In any event, it has been held that the mere copying of the design of an invalid patent does not constitute unfair competition. This Court, in Zangerle & Peterson Co. v. Venice Furniture Novelty Mfg. Co., 7 Cir., 133 F.2d 266, 269, stated:
"The defendant frankly admits it copied the plaintiff's table. If the plaintiff never had a patent, then the mere act of copying did not amount to unfair competition."
To the same effect is another decision by this Court, Sinko et al. v. Snow-Craggs Corp., 7 Cir., 105 F.2d 450. See also General Time Instruments Corp. v. United States Time Corp., 2 Cir., 165 F.2d 853, 854.
The cited cases, after holding that the mere copying of a non-patented design is not sufficient, discuss and point out what the plaintiff must clearly prove in addition thereto in order to make a case of unfair competition. The principal elements are that the defendant represent its goods as those of the plaintiff, sometimes referred to as "palming off," or that there be shown a "secondary meaning" as to source, that is, that the public has been deceived into the belief that defendant's design emanated from the same source as that of the plaintiff. In our judgment, plaintiff failed to make such proof. It is true the Court found that the public was likely to believe that defendant's panels were plaintiff's Cleartex panels and that the trade associates the appearance of Cleartex panels with plaintiff and its trademark "Cleartex." Such findings, however, do not support the essential elements of "palming off" or "secondary meaning." The fact, if such it be, that there was confusion in the minds of the public because of the similarity between plaintiff's and defendant's product bears upon the infringement issue if the patent had been held valid.
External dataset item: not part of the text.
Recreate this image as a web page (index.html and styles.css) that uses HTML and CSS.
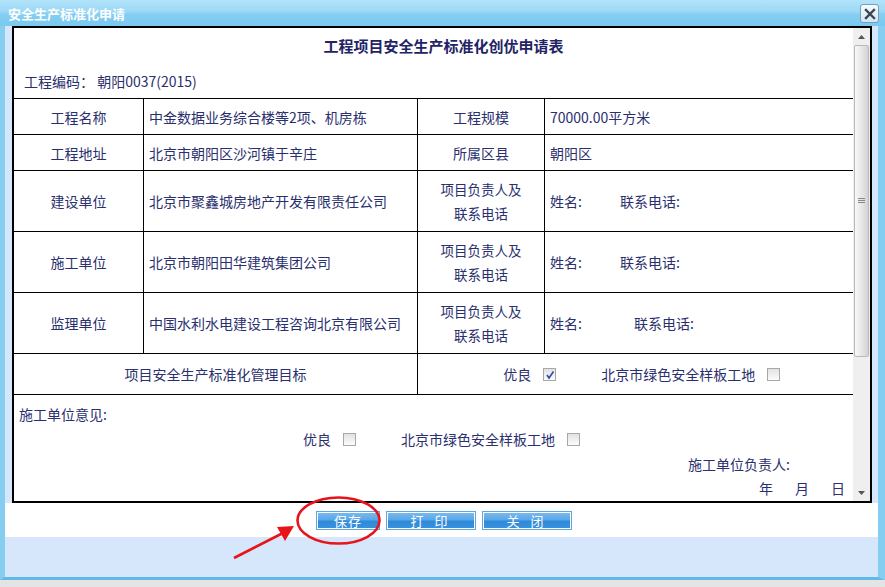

It is immaterial, however, to the issue of unfair competition because, as we have shown, the mere copying of a non-patented article or design, absent the other essential elements, does not constitute unfair competition.
We delete the last paragraph of our opinion and substitute therefor the following: "The order appealed from is reversed in toto and the cause remanded, with directions to dismiss the complaint."